Xi’s language is meant to “prepare the market for an outcome below 5 per cent” and by doing so head off any risk, added Ding.
After meeting its full-year growth target of “around 5 per cent” in 2023 after China’s economy expanded by 5.2 per cent, aided by a lower base in 2022, Beijing became more determined to achieve this year’s target of again “around 5 per cent”, using the term “an auspicious beginning” to describe the 5.3 per cent growth in the first quarter
However, with lower-than-expected growth figures in the second quarter, China’s consumption, investment and property sectors have continued to weaken.
Meanwhile, the export sector, which Beijing previously leveraged, is facing increasing trade friction despite exports rising by 8.7 per cent year on year in August.
Mary Lovely, a senior fellow at the Peterson Institute for International Economics, said China lacked sufficient policy tools to help meet its annual economic growth target.
Lovely said apart from sentiment among consumers, producers and the housing sector, local governments have also been slow to utilise their new ability to engage in bond-financed spending due to limited options for raising revenue.
“Further monetary easing will have little effect on spending if people feel that tomorrow’s economy will be worse than today’s economy,” she said.
“Many Chinese economists urge the government to take further action in the short term.”
The People’s Bank of China cut its seven-day reverse repo rate in July, while the issuance of local government special bonds surged by 67 per cent from the previous month in August, according to Yicai Global.
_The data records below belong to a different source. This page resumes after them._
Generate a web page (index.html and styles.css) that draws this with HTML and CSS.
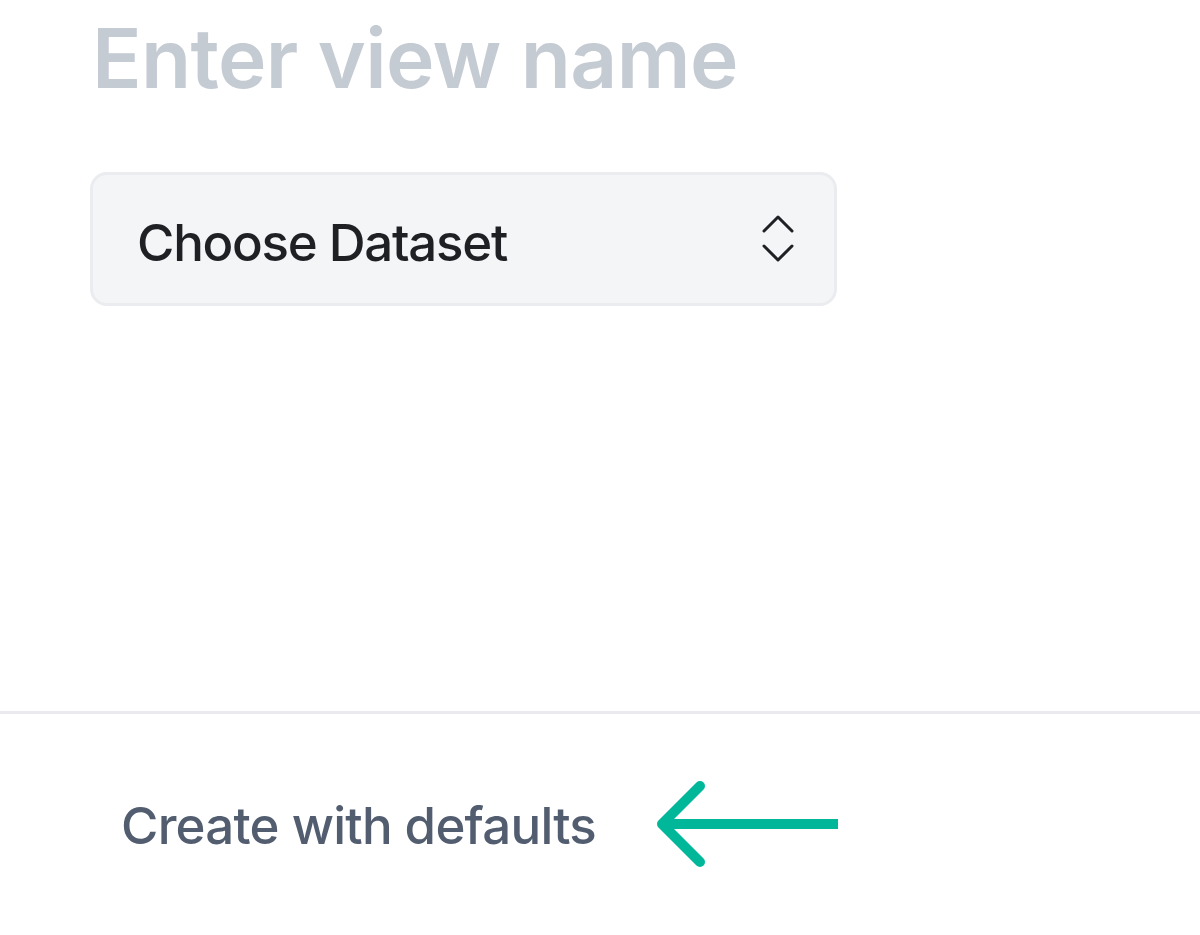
FILE: index.html
```html
<!DOCTYPE html>
<html lang="en">
<head>
    <meta charset="UTF-8">
    <title>New view</title>
    <link rel="stylesheet" href="styles.css">
</head>
<body>
    <div class="panel">
        <div class="panel-body">
            <input type="text" class="view-name" placeholder="Enter view name">
            <button class="dataset-select" type="button">
                <span>Choose Dataset</span>
                <svg class="chevrons" width="34" height="48" viewBox="0 0 34 48" fill="none" stroke="#1f2024" stroke-width="3" stroke-linecap="round" stroke-linejoin="round">
                    <path d="M3 16 L17 2 L31 16"/>
                    <path d="M3 31 L17 45 L31 31"/>
                </svg>
            </button>
        </div>
        <div class="panel-footer">
            <a href="#" class="defaults-link">Create with defaults</a>
            <!-- pointer toward the link -->
            <svg class="hint-arrow" width="184" height="86" viewBox="0 0 184 86" fill="none" stroke="#00b899" stroke-width="10" stroke-linejoin="round">
                <path d="M8 43 H184"/>
                <path d="M46 5 L8 43 L46 81" stroke-linecap="round"/>
            </svg>
        </div>
    </div>
</body>
</html>
```

FILE: styles.css
```css
body {
    font-family: Inter, 'Noto Sans', sans-serif;
    background: #fff;
    margin: 0;
    padding: 0;
}
.panel {
    display: flex;
    flex-direction: column;
    height: 935px;
}
.panel-body {
    padding: 9px 0 0 90px;
    height: 711px;
    box-sizing: border-box;
}
.view-name {
    display: block;
    border: none;
    outline: none;
    padding: 0 0 0 2px;
    margin: 0 0 64px 0;
    font-family: inherit;
    font-size: 82px;
    font-weight: 600;
    letter-spacing: -0.008em;
    color: #1f2024;
    width: 900px;
    background: transparent;
}
.view-name::placeholder {
    color: #c5cbd3;
}
.dataset-select {
    display: flex;
    align-items: center;
    justify-content: space-between;
    width: 747px;
    height: 134px;
    box-sizing: border-box;
    padding: 6px 39px 0 44px;
    background: #f4f5f7;
    border: 3px solid #ebecef;
    border-radius: 17px;
    font-family: inherit;
    font-size: 51px;
    font-weight: 500;
    letter-spacing: -0.025em;
    color: #1f2024;
    cursor: pointer;
}
.chevrons {
    margin-top: -6px;
}
.panel-footer {
    border-top: 3px solid #ebebef;
    display: flex;
    align-items: center;
    padding: 70px 0 0 121px;
    gap: 58px;
}
.defaults-link {
    font-size: 51px;
    font-weight: 500;
    letter-spacing: -0.015em;
    color: #525e70;
    text-decoration: none;
}
.hint-arrow {
    margin-top: -3px;
}
```
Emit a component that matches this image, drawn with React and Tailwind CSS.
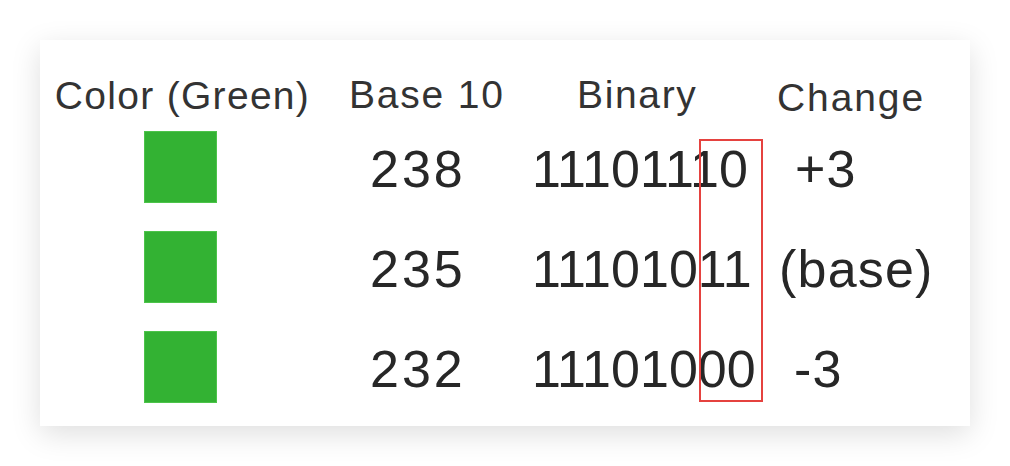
import React from 'react';

const rows = [
  { dec: '238', bin: '11101110', change: '+3', changePad: 'pl-[20px]' },
  { dec: '235', bin: '11101011', change: '(base)', changePad: 'pl-[4px]' },
  { dec: '232', bin: '11101000', change: '-3', changePad: 'pl-[19px]' },
];

export default function App() {
  return (
    <div className="w-[1010px] h-[466px] bg-white pt-[40px] pl-[40px] font-[family-name:Liberation_Sans,Arial,sans-serif]">
      <div className="relative w-[930px] h-[386px] bg-white shadow-[0_8px_28px_rgba(0,0,0,0.13)]">
        <div className="grid grid-cols-[285px_195px_255px_195px] grid-rows-[76px_100px_100px_100px] text-[#272727]">
          {/* Header row */}
          <div className="pt-[36px] text-center text-[39px] leading-none tracking-[1.3px] text-[#333]">Color (Green)</div>
          <div className="pt-[35px] pl-[24px] text-[39px] leading-none tracking-[1.8px] text-[#333]">Base 10</div>
          <div className="pt-[35px] pl-[57px] text-[39px] leading-none tracking-[1.65px] text-[#333]">Binary</div>
          <div className="pt-[38px] pl-[2px] text-[39px] leading-none tracking-[1.9px] text-[#333]">Change</div>

          {rows.map((r) => (
            <React.Fragment key={r.dec}>
              <div className="flex justify-center pt-[15px] pr-[4px]">
                <div className="w-[73px] h-[72px] bg-[#33b233] border border-[#4cc44a]" />
              </div>
              <div className="pt-[27px] pl-[45px] text-[52px] leading-none tracking-[3px]">{r.dec}</div>
              <div className="pt-[27px] pl-[12px] text-[52px] leading-none">{r.bin}</div>
              <div className={`pt-[27px] ${r.changePad} text-[52px] leading-none tracking-[1.2px]`}>{r.change}</div>
            </React.Fragment>
          ))}
        </div>

        {/* Highlight around the last two bits */}
        <div className="absolute left-[659px] top-[99px] w-[64px] h-[263px] border-2 border-[#e5423f]" />
      </div>
    </div>
  );
}
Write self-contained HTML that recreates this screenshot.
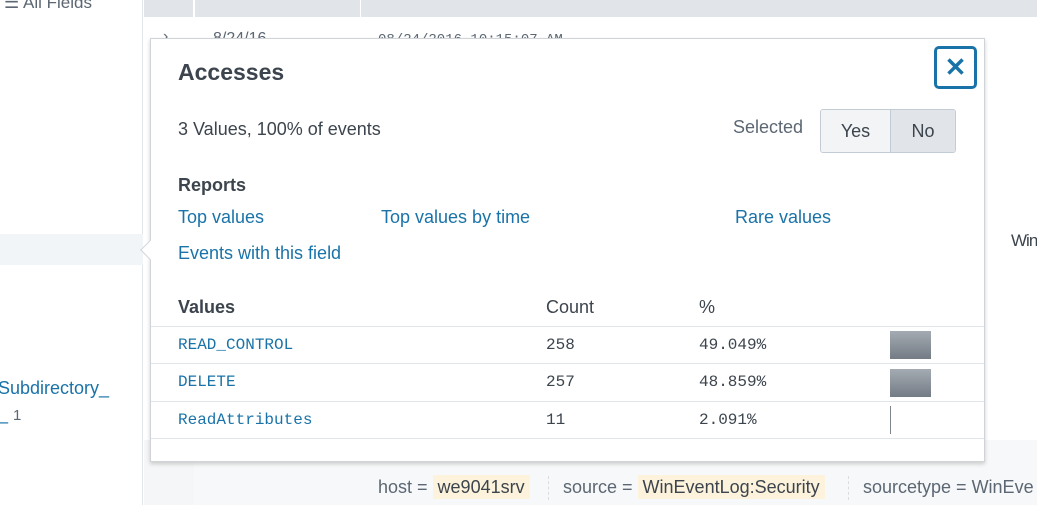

But the cooling of domestic and external growth engines is presenting greater challenges for Beijing, leading many financial institutions to lower their GDP forecasts.
UBS lowered its forecast for China’s real GDP growth in 2024 from 4.9 per cent to 4.6 per cent, while Nomura Securities has predicted 4.5 per cent growth this year. Bank of America, meanwhile, also cut its estimate from 5 per cent to 4.8 per cent.